The cap's future hinges on three shaky pillars:
1. Enforcement Teeth: Will the U.S. and EU finally penalize a major, flagrant violator? So far, actions have been against smaller entities. A decisive move against a major trader or a "shadow fleet" tanker owner would signal a new phase.
2. Russian Resilience: Russia's parallel system is costly but functional. Higher shipping and insurance costs eat into its revenue, but as long as major buyers like India and China remain willing, the oil will flow. Their willingness depends on the discount remaining attractive.

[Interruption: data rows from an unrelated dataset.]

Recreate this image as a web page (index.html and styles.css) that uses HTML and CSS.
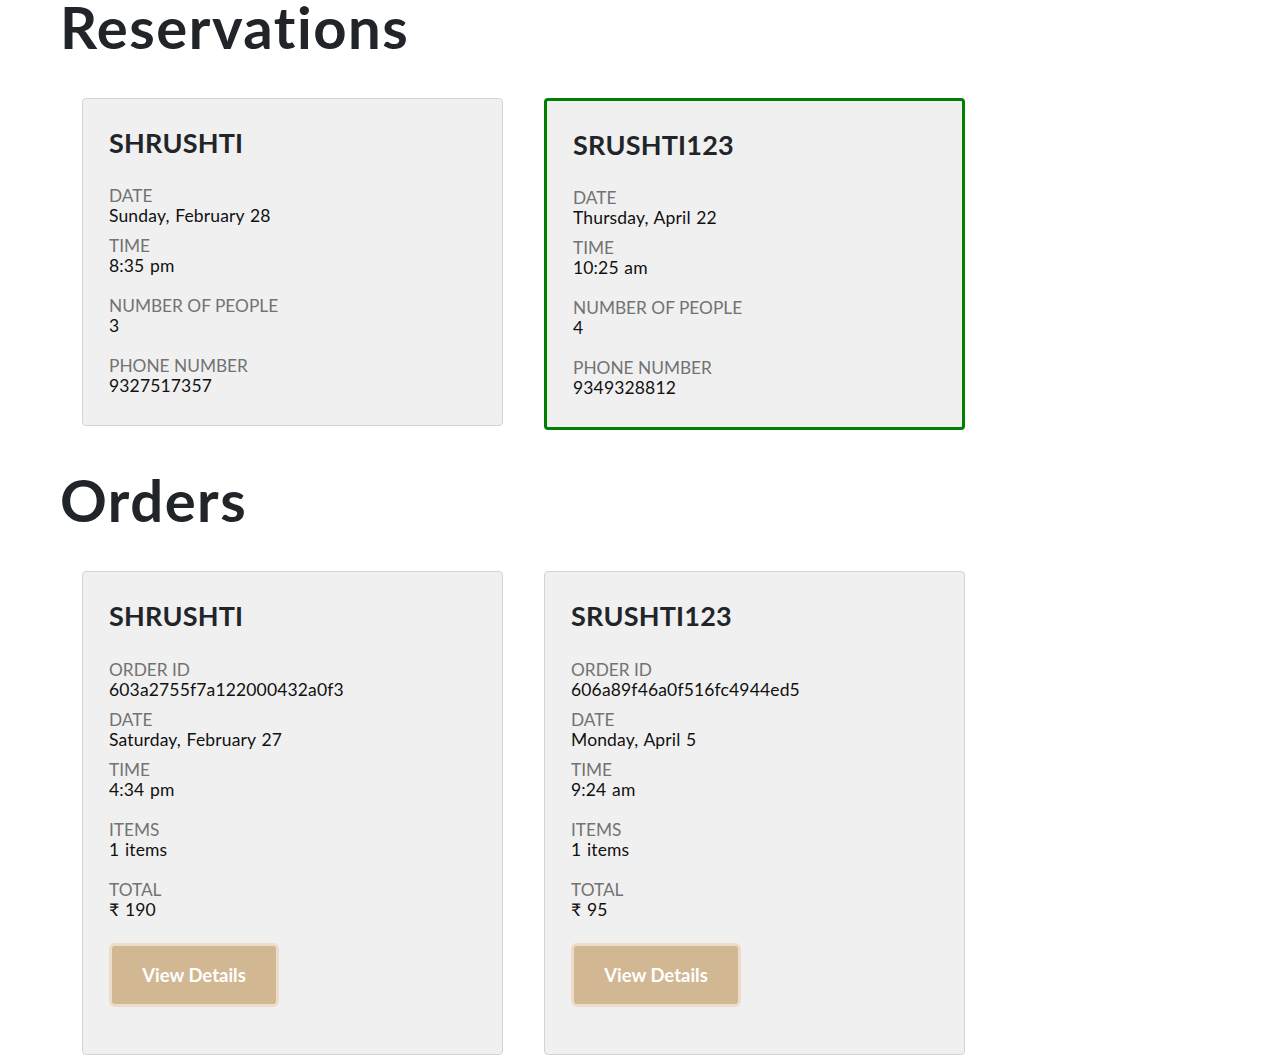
FILE: index.html
```html
<!DOCTYPE html>
<html lang="en">
<head>
<meta charset="utf-8">
<title>Reservations and Orders</title>
<link rel="stylesheet" href="styles.css">
</head>
<body>
<main class="page">
  <section class="section">
    <h1 class="title">Reservations</h1>
    <div class="cards">
      <div class="card">
        <h3 class="name">SHRUSHTI</h3>
        <div class="field tight"><div class="label">DATE</div><div class="value">Sunday, February 28</div></div>
        <div class="field"><div class="label">TIME</div><div class="value">8:35 pm</div></div>
        <div class="field"><div class="label">NUMBER OF PEOPLE</div><div class="value">3</div></div>
        <div class="field last"><div class="label">PHONE NUMBER</div><div class="value">9327517357</div></div>
      </div>
      <div class="card active">
        <h3 class="name">SRUSHTI123</h3>
        <div class="field tight"><div class="label">DATE</div><div class="value">Thursday, April 22</div></div>
        <div class="field"><div class="label">TIME</div><div class="value">10:25 am</div></div>
        <div class="field"><div class="label">NUMBER OF PEOPLE</div><div class="value">4</div></div>
        <div class="field last"><div class="label">PHONE NUMBER</div><div class="value">9349328812</div></div>
      </div>
    </div>
  </section>
  <section class="section">
    <h1 class="title">Orders</h1>
    <div class="cards">
      <div class="card">
        <h3 class="name">SHRUSHTI</h3>
        <div class="field tight"><div class="label">ORDER ID</div><div class="value">603a2755f7a122000432a0f3</div></div>
        <div class="field tight"><div class="label">DATE</div><div class="value">Saturday, February 27</div></div>
        <div class="field"><div class="label">TIME</div><div class="value">4:34 pm</div></div>
        <div class="field"><div class="label">ITEMS</div><div class="value">1 items</div></div>
        <div class="field last"><div class="label">TOTAL</div><div class="value">₹ 190</div></div>
        <button class="btn">View Details</button>
      </div>
      <div class="card">
        <h3 class="name">SRUSHTI123</h3>
        <div class="field tight"><div class="label">ORDER ID</div><div class="value">606a89f46a0f516fc4944ed5</div></div>
        <div class="field tight"><div class="label">DATE</div><div class="value">Monday, April 5</div></div>
        <div class="field"><div class="label">TIME</div><div class="value">9:24 am</div></div>
        <div class="field"><div class="label">ITEMS</div><div class="value">1 items</div></div>
        <div class="field last"><div class="label">TOTAL</div><div class="value">₹ 95</div></div>
        <button class="btn">View Details</button>
      </div>
    </div>
  </section>
</main>
</body>
</html>
```

FILE: styles.css
```css
* { box-sizing: border-box; }
html, body { margin: 0; padding: 0; background: #fff; }
body {
  font-family: Lato, "DejaVu Sans", sans-serif;
  color: #212529;
}
.page {
  padding-left: 60px;
}
.section {
  margin-bottom: 43px;
}
.title {
  margin: 0 0 45px 0;
  font-size: 58px;
  line-height: 53px;
  font-weight: 700;
  letter-spacing: 1.5px;
  color: #212529;
}
.cards {
  display: flex;
  align-items: flex-start;
  gap: 41px;
  margin-left: 22px;
}
.card {
  width: 421px;
  background: #f0f0f0;
  border: 1px solid #d4d4d4;
  border-radius: 4px;
  padding: 26px 26px 29px 26px;
}
.card.active {
  border: 3px solid #008000;
}
.name {
  margin: 2px 0 27px 0;
  font-size: 27px;
  line-height: 1.2;
  font-weight: 700;
  color: #212529;
  letter-spacing: 0.2px;
}
.field {
  margin-bottom: 20px;
  line-height: 20px;
}
.field.tight { margin-bottom: 10px; }
.field.last { margin-bottom: 0; }
.label {
  font-size: 17.3px;
  color: #737373;
}
.value {
  font-size: 17.5px;
  letter-spacing: 0.15px;
  word-spacing: 1px;
  color: #111;
}
.btn {
  display: block;
  margin: 26px 0 21px 3px;
  width: 164px;
  height: 58px;
  border: none;
  border-radius: 3px;
  background: #d2b793;
  box-shadow: 0 0 0 3px #ecdcc9;
  color: #fff;
  font-family: Lato, "DejaVu Sans", sans-serif;
  font-size: 18.5px;
  font-weight: 700;
  cursor: pointer;
}
```
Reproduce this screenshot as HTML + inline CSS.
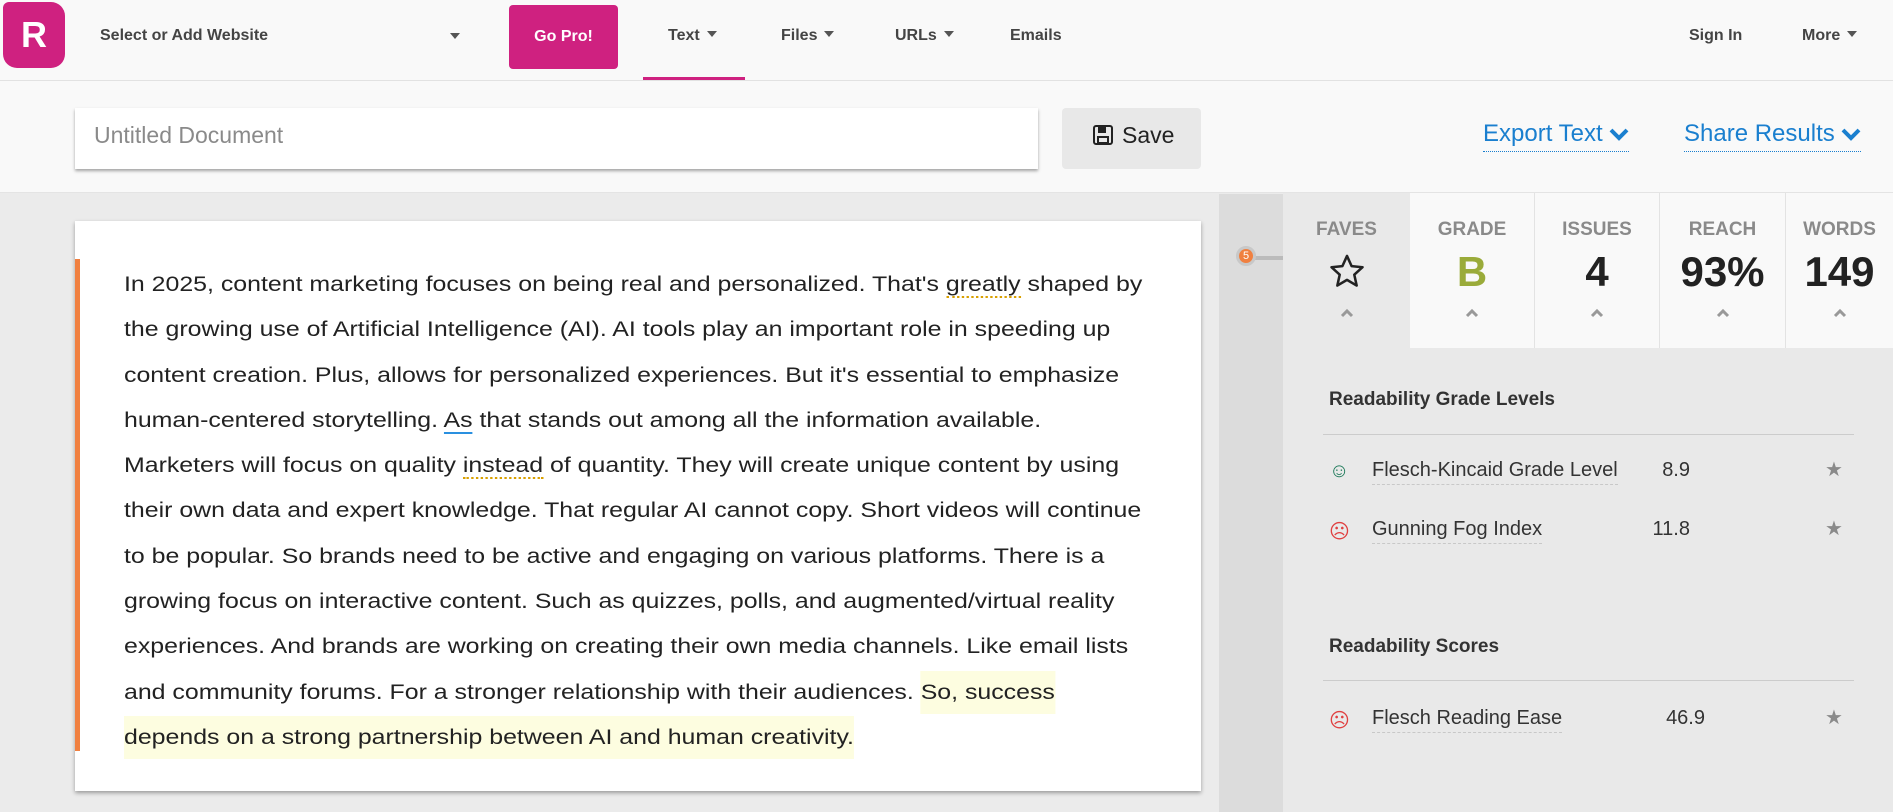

3. The Global Price Environment: If oil prices spike due to a conflict elsewhere (like the Middle East), the political will to strictly enforce a cap that could exacerbate the spike will vanish. The cap is a tool for managing medium-pressure scenarios, not a global oil crisis.
My non-consensus take? The price cap's greatest legacy may not be starving Russia of funds, but rather accelerating the fragmentation of the global oil market into politically aligned blocs with separate financing, insurance, and shipping channels. That's a structural change with decades-long implications for energy security and pricing.